What is required: Copy nothing but the text: repeat each entry exactly and drop the images.

Records for processing:
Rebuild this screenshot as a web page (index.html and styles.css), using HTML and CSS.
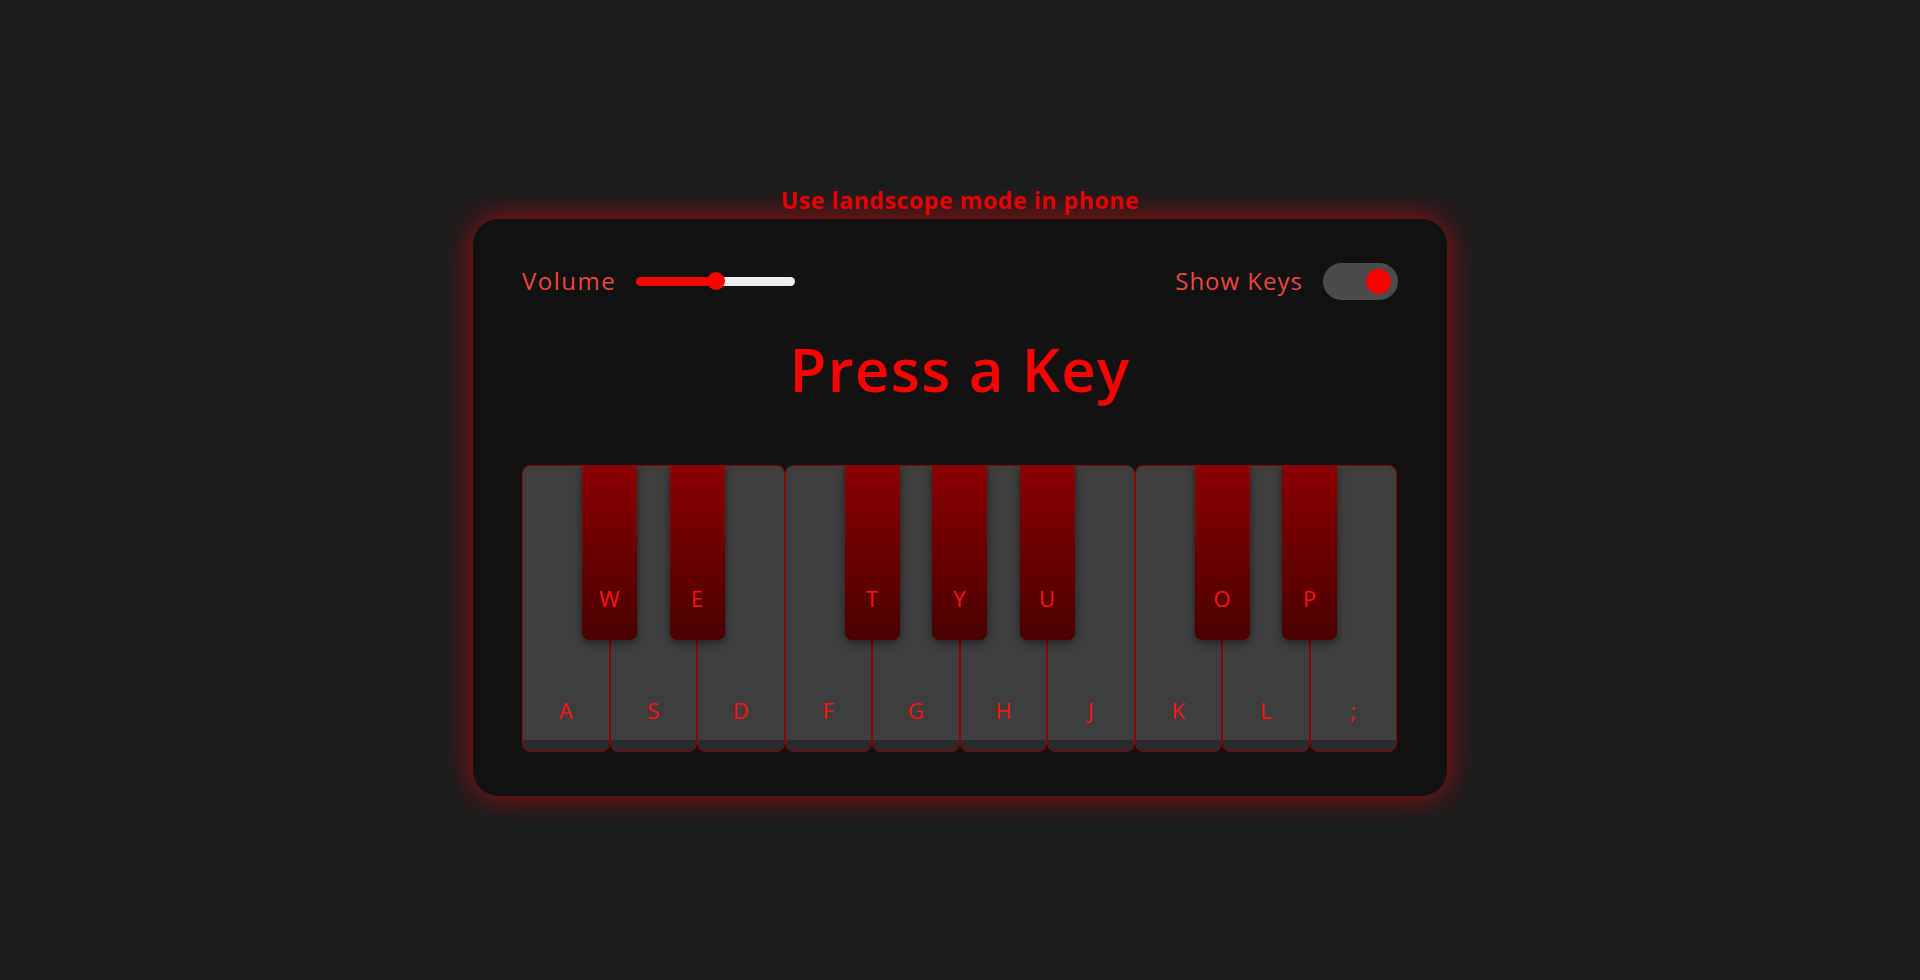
FILE: index.html
```html
<!DOCTYPE html>
<html lang="en">
<head>
<meta charset="utf-8">
<title>Playable Piano</title>
<link rel="stylesheet" href="styles.css">
</head>
<body>
  <main class="stage">
    <h3 class="hint">Use landscope mode in phone</h3>
    <section class="wrapper">
      <header class="controls">
        <div class="column volume-slider">
          <span class="ctl-label ctl-label-wide">Volume</span>
          <input class="range" type="range" min="0" max="1" value="0.5" step="any">
        </div>
        <div class="column keys-checkbox">
          <span class="ctl-label">Show Keys</span>
          <div class="toggle"><span class="knob"></span></div>
        </div>
      </header>
      <h1 class="display">Press a Key</h1>
      <ul class="piano-keys">
        <li class="key white"><span>a</span></li>
        <li class="key black"><span>w</span></li>
        <li class="key white"><span>s</span></li>
        <li class="key black"><span>e</span></li>
        <li class="key white"><span>d</span></li>
        <li class="key white"><span>f</span></li>
        <li class="key black"><span>t</span></li>
        <li class="key white"><span>g</span></li>
        <li class="key black"><span>y</span></li>
        <li class="key white"><span>h</span></li>
        <li class="key black"><span>u</span></li>
        <li class="key white"><span>j</span></li>
        <li class="key white"><span>k</span></li>
        <li class="key black"><span>o</span></li>
        <li class="key white"><span>l</span></li>
        <li class="key black"><span>p</span></li>
        <li class="key white"><span>;</span></li>
      </ul>
    </section>
  </main>
</body>
</html>
```

FILE: styles.css
```css
* {
  box-sizing: border-box;
}

html, body {
  margin: 0;
  padding: 0;
}

body {
  background: #1d1d1d;
  font-family: "Open Sans", "Liberation Sans", sans-serif;
  overflow: hidden;
}

.stage {
  height: 100vh;
  display: flex;
  flex-direction: column;
  align-items: center;
  justify-content: center;
  padding-top: 2px;
}

.hint {
  margin: 0 0 6px;
  font-size: 23px;
  line-height: 26px;
  font-weight: 700;
  color: #e60000;
  letter-spacing: 0.6px;
}

.wrapper {
  width: 974px;
  height: 577px;
  padding: 44px 49px;
  background: #121212;
  border-radius: 26px;
  box-shadow: 0 0 30px rgba(255, 0, 0, 0.6);
}

.controls {
  display: flex;
  align-items: center;
  justify-content: space-between;
  height: 37px;
}

.column {
  display: flex;
  align-items: center;
  gap: 20px;
}

.ctl-label {
  font-size: 24px;
  line-height: 30px;
  color: #e8483a;
  letter-spacing: 1px;
}

.ctl-label-wide {
  letter-spacing: 1.5px;
}

.range {
  -webkit-appearance: none;
  appearance: none;
  width: 159px;
  height: 9px;
  margin: 0;
  border-radius: 5px;
  outline: none;
  background: linear-gradient(to right, #ff0000 50%, #eeeeee 50%);
}

.range::-webkit-slider-thumb {
  -webkit-appearance: none;
  appearance: none;
  width: 18px;
  height: 18px;
  border-radius: 50%;
  background: #ff0000;
  border: none;
}

.toggle {
  width: 75px;
  height: 37px;
  border-radius: 19px;
  background: #4b4b4b;
  display: flex;
  align-items: center;
  justify-content: flex-end;
  padding: 0 7px;
}

.knob {
  width: 25px;
  height: 25px;
  border-radius: 50%;
  background: #ff0000;
}

.display {
  margin: 39px 0 0;
  text-align: center;
  font-size: 60px;
  line-height: 60px;
  font-weight: 600;
  color: #ff0000;
  letter-spacing: 1.3px;
}

.piano-keys {
  display: flex;
  list-style: none;
  margin: 66px 0 0;
  padding: 0;
}

.key {
  position: relative;
  display: flex;
  flex-direction: column;
  justify-content: flex-end;
  align-items: center;
  text-transform: uppercase;
  font-size: 22px;
  line-height: 22px;
  color: #ff1010;
}

.white {
  flex: 0 0 87.5px;
  height: 287px;
  border: 1px solid #8b0000;
  border-radius: 8px;
  background: linear-gradient(#3e3e3e 96%, #2b2b2b 96%);
  padding-bottom: 30px;
}

.black {
  z-index: 2;
  flex: 0 0 55px;
  height: 175px;
  margin: 0 -27.5px;
  border-radius: 0 0 7px 7px;
  background: linear-gradient(#8b0000, #4a0000);
  box-shadow: 0 3px 8px rgba(0, 0, 0, 0.45);
  padding-bottom: 31px;
}
```
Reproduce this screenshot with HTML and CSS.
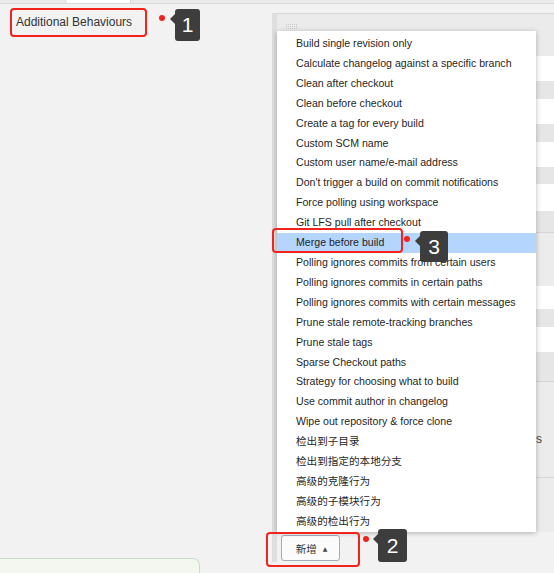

Answer in full:
Rebuild this screenshot as a web page (index.html and styles.css), using HTML and CSS.
FILE: index.html
```html
<!DOCTYPE html>
<html lang="en">
<head>
<meta charset="utf-8">
<title>Playable Piano</title>
<link rel="stylesheet" href="styles.css">
</head>
<body>
  <main class="stage">
    <h3 class="hint">Use landscope mode in phone</h3>
    <section class="wrapper">
      <header class="controls">
        <div class="column volume-slider">
          <span class="ctl-label ctl-label-wide">Volume</span>
          <input class="range" type="range" min="0" max="1" value="0.5" step="any">
        </div>
        <div class="column keys-checkbox">
          <span class="ctl-label">Show Keys</span>
          <div class="toggle"><span class="knob"></span></div>
        </div>
      </header>
      <h1 class="display">Press a Key</h1>
      <ul class="piano-keys">
        <li class="key white"><span>a</span></li>
        <li class="key black"><span>w</span></li>
        <li class="key white"><span>s</span></li>
        <li class="key black"><span>e</span></li>
        <li class="key white"><span>d</span></li>
        <li class="key white"><span>f</span></li>
        <li class="key black"><span>t</span></li>
        <li class="key white"><span>g</span></li>
        <li class="key black"><span>y</span></li>
        <li class="key white"><span>h</span></li>
        <li class="key black"><span>u</span></li>
        <li class="key white"><span>j</span></li>
        <li class="key white"><span>k</span></li>
        <li class="key black"><span>o</span></li>
        <li class="key white"><span>l</span></li>
        <li class="key black"><span>p</span></li>
        <li class="key white"><span>;</span></li>
      </ul>
    </section>
  </main>
</body>
</html>
```

FILE: styles.css
```css
* {
  box-sizing: border-box;
}

html, body {
  margin: 0;
  padding: 0;
}

body {
  background: #1d1d1d;
  font-family: "Open Sans", "Liberation Sans", sans-serif;
  overflow: hidden;
}

.stage {
  height: 100vh;
  display: flex;
  flex-direction: column;
  align-items: center;
  justify-content: center;
  padding-top: 2px;
}

.hint {
  margin: 0 0 6px;
  font-size: 23px;
  line-height: 26px;
  font-weight: 700;
  color: #e60000;
  letter-spacing: 0.6px;
}

.wrapper {
  width: 974px;
  height: 577px;
  padding: 44px 49px;
  background: #121212;
  border-radius: 26px;
  box-shadow: 0 0 30px rgba(255, 0, 0, 0.6);
}

.controls {
  display: flex;
  align-items: center;
  justify-content: space-between;
  height: 37px;
}

.column {
  display: flex;
  align-items: center;
  gap: 20px;
}

.ctl-label {
  font-size: 24px;
  line-height: 30px;
  color: #e8483a;
  letter-spacing: 1px;
}

.ctl-label-wide {
  letter-spacing: 1.5px;
}

.range {
  -webkit-appearance: none;
  appearance: none;
  width: 159px;
  height: 9px;
  margin: 0;
  border-radius: 5px;
  outline: none;
  background: linear-gradient(to right, #ff0000 50%, #eeeeee 50%);
}

.range::-webkit-slider-thumb {
  -webkit-appearance: none;
  appearance: none;
  width: 18px;
  height: 18px;
  border-radius: 50%;
  background: #ff0000;
  border: none;
}

.toggle {
  width: 75px;
  height: 37px;
  border-radius: 19px;
  background: #4b4b4b;
  display: flex;
  align-items: center;
  justify-content: flex-end;
  padding: 0 7px;
}

.knob {
  width: 25px;
  height: 25px;
  border-radius: 50%;
  background: #ff0000;
}

.display {
  margin: 39px 0 0;
  text-align: center;
  font-size: 60px;
  line-height: 60px;
  font-weight: 600;
  color: #ff0000;
  letter-spacing: 1.3px;
}

.piano-keys {
  display: flex;
  list-style: none;
  margin: 66px 0 0;
  padding: 0;
}

.key {
  position: relative;
  display: flex;
  flex-direction: column;
  justify-content: flex-end;
  align-items: center;
  text-transform: uppercase;
  font-size: 22px;
  line-height: 22px;
  color: #ff1010;
}

.white {
  flex: 0 0 87.5px;
  height: 287px;
  border: 1px solid #8b0000;
  border-radius: 8px;
  background: linear-gradient(#3e3e3e 96%, #2b2b2b 96%);
  padding-bottom: 30px;
}

.black {
  z-index: 2;
  flex: 0 0 55px;
  height: 175px;
  margin: 0 -27.5px;
  border-radius: 0 0 7px 7px;
  background: linear-gradient(#8b0000, #4a0000);
  box-shadow: 0 3px 8px rgba(0, 0, 0, 0.45);
  padding-bottom: 31px;
}
```
Reproduce this screenshot with HTML and CSS.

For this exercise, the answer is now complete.